Amb. Mohamed Abdi Affey (born 1968) is a Kenyan politician who is currently serving as the United Nations High Commissioner for Refugees (UNHCR) Special Envoy for the Horn of Africa and former UNHCR Special Envoy to the Somalia Refugee situation. Before joining UNHCR, Affey was the IGAD'S Special Envoy to Somalia and a member of Parliament for Wajir South Constituency (1997-2002). He also served as a nominated member of parliament (2008-2013) for ODM-Kenya, Kenya's Ambassador to Somalia (2003-2007) and Deputy Minister of the Ministry of Foreign Affairs of Kenya (1997-2002).

==Education==
Affey holds a master's degree in International Conflict Management from the University of Nairobi and a bachelor's degree in Sociology and Political Science from Kenyatta University. He fluently speaks Somali, English and Kiswahili.

==Political life==

At 27 years old, Affey was one of the youngest politicians in Kenya's history to be elected to Parliament, representing Wajir South constituency on a KANU Party ticket. He served a stint in the Ministry of Foreign Affairs as Deputy Minister from 1997 to 2002. In 2002, Affey tried to defend his nominated parliamentary seat on a KANU ticket, but lost in the primaries.

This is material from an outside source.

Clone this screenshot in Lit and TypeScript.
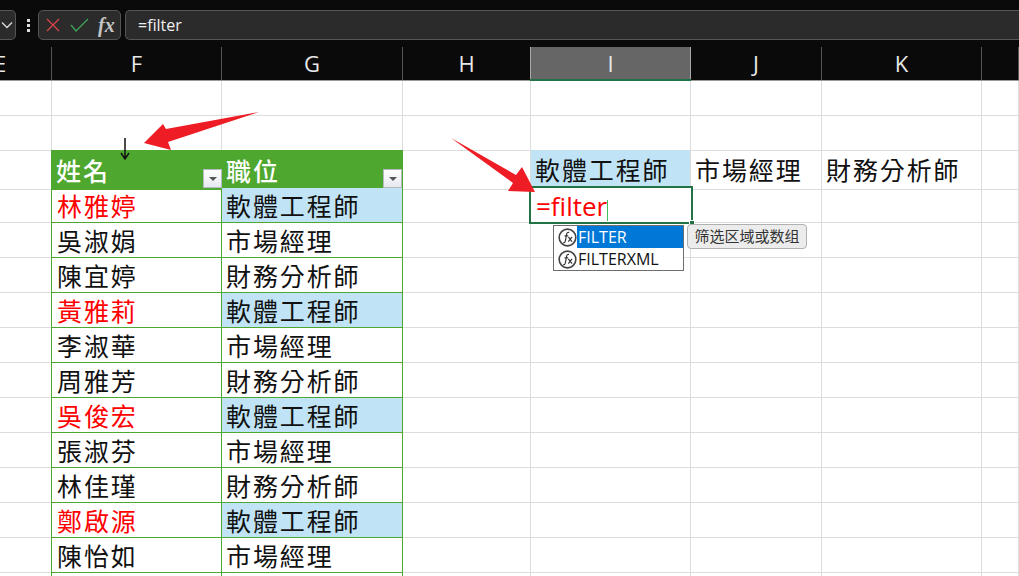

In July 2003, President Mwai Kibaki appointed him as Kenya's Ambassador to Somalia, a position he held until May 2007 before he resigned and served as a nominated member of parliament for ODM-Kenya until 2013. He then vied for the Senator of Wajir County on a WIPER Party ticket which he lost. He was thereafter appointed as the IGAD's Special Envoy to Somalia and served for three years.

In 2016, Affey was appointed by the High Commissioner for Refugees, Filippo Grandi, to become the UNHCR Special Envoy to the Somalia Refugee situation, one of the most protracted refugee situations in the world. During his mandate, he actively participated in the development and implementation of the IGAD Nairobi Declaration for Refugees, aiming to deliver durable solutions for more than 900,000 Somali refugees as well as over a million displaced persons within Somalia.

In 2018, he was appointed as the first UNHCR Special Envoy for the Horn of Africa, covering the eight IGAD countries. His mandate consists mainly in political advocacy to find durable solutions for the displaced population in the Horn of Africa, and is also extended to parliamentary engagement, resource mobilization and stakeholder engagement (including the private sector, diaspora and celebrities).

The UNHCR Special Envoy for the Horn of Africa is currently based in Nairobi but often travels in the region and worldwide to perform his mandate.